Entries with page source code:
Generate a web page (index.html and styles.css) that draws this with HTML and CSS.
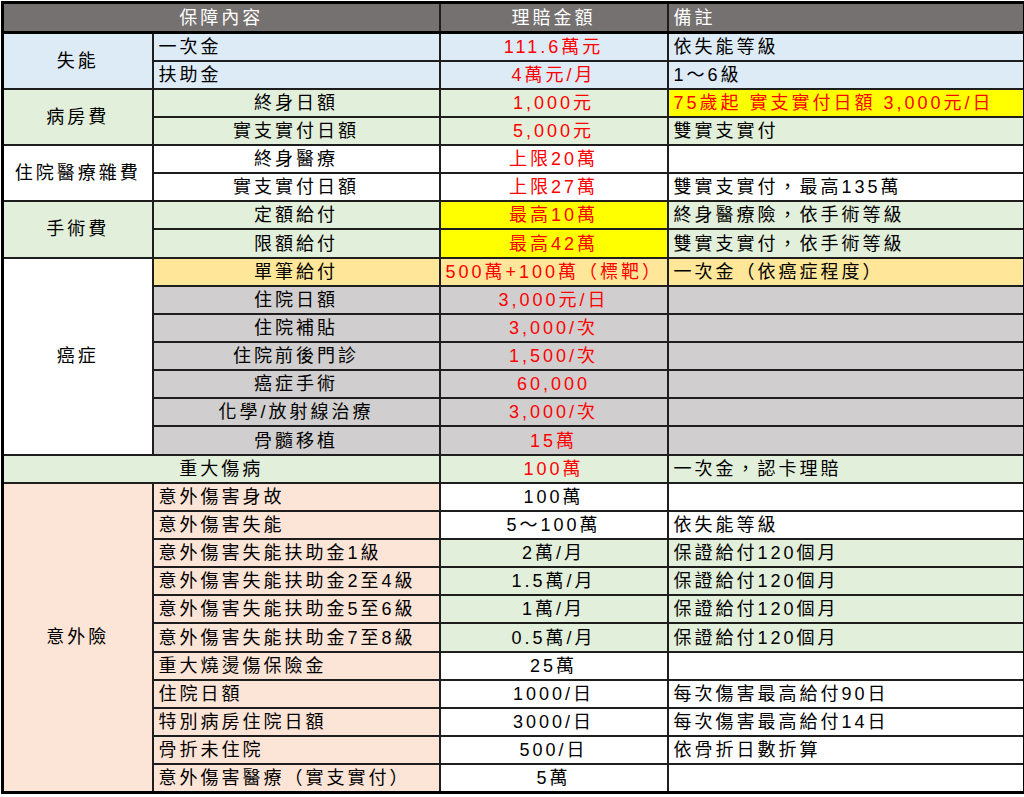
FILE: index.html
```html
<!DOCTYPE html>
<html lang="zh-Hant">
<head>
<meta charset="utf-8">
<title>保障內容</title>
<link rel="stylesheet" href="styles.css">
</head>
<body>
<table class="plan">
  <colgroup>
    <col class="w1"><col class="w2"><col class="w3"><col class="w4">
  </colgroup>
  <thead>
    <tr class="head">
      <th colspan="2">保障內容</th>
      <th>理賠金額</th>
      <th class="l">備註</th>
    </tr>
  </thead>
  <tbody>
    <tr>
      <td class="cat blue" rowspan="2">失能</td>
      <td class="blue l">一次金</td>
      <td class="blue red">111.6萬元</td>
      <td class="blue l">依失能等級</td>
    </tr>
    <tr>
      <td class="blue l">扶助金</td>
      <td class="blue red">4萬元/月</td>
      <td class="blue l">1～6級</td>
    </tr>
    <tr>
      <td class="cat green" rowspan="2">病房費</td>
      <td class="green">終身日額</td>
      <td class="green red">1,000元</td>
      <td class="yellow red l">75歲起 實支實付日額 3,000元/日</td>
    </tr>
    <tr>
      <td class="green">實支實付日額</td>
      <td class="green red">5,000元</td>
      <td class="green l">雙實支實付</td>
    </tr>
    <tr>
      <td class="cat white" rowspan="2">住院醫療雜費</td>
      <td class="white">終身醫療</td>
      <td class="white red">上限20萬</td>
      <td class="white l"></td>
    </tr>
    <tr>
      <td class="white">實支實付日額</td>
      <td class="white red">上限27萬</td>
      <td class="white l">雙實支實付，最高135萬</td>
    </tr>
    <tr>
      <td class="cat green" rowspan="2">手術費</td>
      <td class="green">定額給付</td>
      <td class="yellow red">最高10萬</td>
      <td class="green l">終身醫療險，依手術等級</td>
    </tr>
    <tr>
      <td class="green">限額給付</td>
      <td class="yellow red">最高42萬</td>
      <td class="green l">雙實支實付，依手術等級</td>
    </tr>
    <tr>
      <td class="cat white" rowspan="7">癌症</td>
      <td class="orange">單筆給付</td>
      <td class="orange red">500萬+100萬（標靶）</td>
      <td class="orange l">一次金（依癌症程度）</td>
    </tr>
    <tr>
      <td class="gray">住院日額</td>
      <td class="gray red">3,000元/日</td>
      <td class="gray l"></td>
    </tr>
    <tr>
      <td class="gray">住院補貼</td>
      <td class="gray red">3,000/次</td>
      <td class="gray l"></td>
    </tr>
    <tr>
      <td class="gray">住院前後門診</td>
      <td class="gray red">1,500/次</td>
      <td class="gray l"></td>
    </tr>
    <tr>
      <td class="gray">癌症手術</td>
      <td class="gray red">60,000</td>
      <td class="gray l"></td>
    </tr>
    <tr>
      <td class="gray">化學/放射線治療</td>
      <td class="gray red">3,000/次</td>
      <td class="gray l"></td>
    </tr>
    <tr>
      <td class="gray">骨髓移植</td>
      <td class="gray red">15萬</td>
      <td class="gray l"></td>
    </tr>
    <tr>
      <td class="green" colspan="2">重大傷病</td>
      <td class="green red">100萬</td>
      <td class="green l">一次金，認卡理賠</td>
    </tr>
    <tr>
      <td class="cat peach" rowspan="11">意外險</td>
      <td class="peach l">意外傷害身故</td>
      <td class="white">100萬</td>
      <td class="white l"></td>
    </tr>
    <tr>
      <td class="peach l">意外傷害失能</td>
      <td class="white">5～100萬</td>
      <td class="white l">依失能等級</td>
    </tr>
    <tr>
      <td class="peach l">意外傷害失能扶助金1級</td>
      <td class="green">2萬/月</td>
      <td class="green l">保證給付120個月</td>
    </tr>
    <tr>
      <td class="peach l">意外傷害失能扶助金2至4級</td>
      <td class="green">1.5萬/月</td>
      <td class="green l">保證給付120個月</td>
    </tr>
    <tr>
      <td class="peach l">意外傷害失能扶助金5至6級</td>
      <td class="green">1萬/月</td>
      <td class="green l">保證給付120個月</td>
    </tr>
    <tr>
      <td class="peach l">意外傷害失能扶助金7至8級</td>
      <td class="green">0.5萬/月</td>
      <td class="green l">保證給付120個月</td>
    </tr>
    <tr>
      <td class="peach l">重大燒燙傷保險金</td>
      <td class="white">25萬</td>
      <td class="white l"></td>
    </tr>
    <tr>
      <td class="peach l">住院日額</td>
      <td class="white">1000/日</td>
      <td class="white l">每次傷害最高給付90日</td>
    </tr>
    <tr>
      <td class="peach l">特別病房住院日額</td>
      <td class="white">3000/日</td>
      <td class="white l">每次傷害最高給付14日</td>
    </tr>
    <tr>
      <td class="peach l">骨折未住院</td>
      <td class="white">500/日</td>
      <td class="white l">依骨折日數折算</td>
    </tr>
    <tr>
      <td class="peach l">意外傷害醫療（實支實付）</td>
      <td class="white">5萬</td>
      <td class="white l"></td>
    </tr>
  </tbody>
</table>
</body>
</html>
```

FILE: styles.css
```css
html, body {
  margin: 0;
  padding: 0;
  background: #ffffff;
}

body {
  padding: 1px 0 0 1px;
  font-family: "Liberation Sans", "Noto Sans CJK TC", sans-serif;
  font-size: 18px;
  color: #000000;
}

.plan {
  width: 1022px;
  table-layout: fixed;
  border-collapse: collapse;
  border: 3px solid #000000;
}

.w1 { width: 150px; }
.w2 { width: 287px; }
.w3 { width: 228px; }
.w4 { width: 357px; }

.plan th,
.plan td {
  border: 2px solid #1e1e1e;
  padding: 0 5px;
  text-align: center;
  vertical-align: middle;
  letter-spacing: 3px;
  line-height: 22px;
  white-space: nowrap;
  overflow: hidden;
  font-weight: 400;
}

.head th {
  height: 27px;
  background: #767171;
  color: #ffffff;
  border-bottom: 3px solid #000000;
}

.plan tbody tr {
  height: 28.15px;
}

.plan .l {
  text-align: left;
}

.cat { letter-spacing: 4px; }

.blue { background: #ddebf7; }
.green { background: #e2efda; }
.yellow { background: #ffff00; }
.orange { background: #ffe699; }
.gray { background: #d0cece; }
.peach { background: #fce4d6; }
.white { background: #ffffff; }

.red { color: #ff0000; }
```
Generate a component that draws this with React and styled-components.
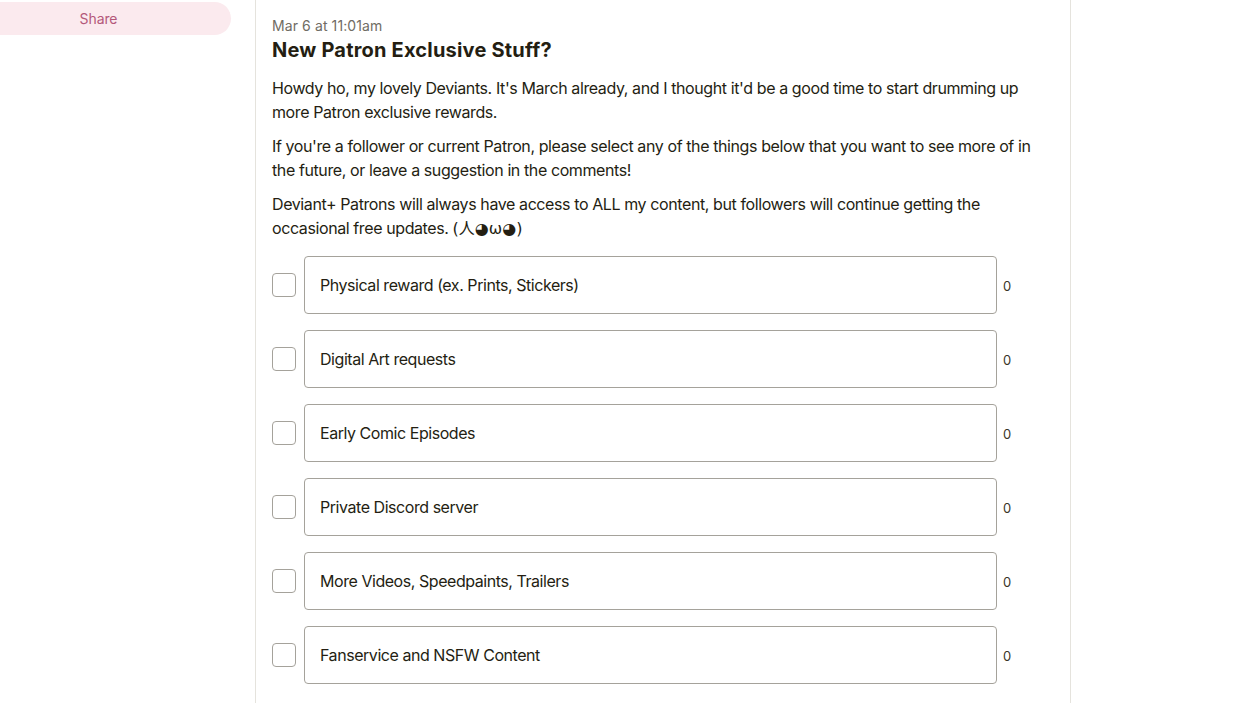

# [What you will do]
Go through the listing above and pull out each line containing the word "index".

# [Full solution]
Generate a web page (index.html and styles.css) that draws this with HTML and CSS.
FILE: index.html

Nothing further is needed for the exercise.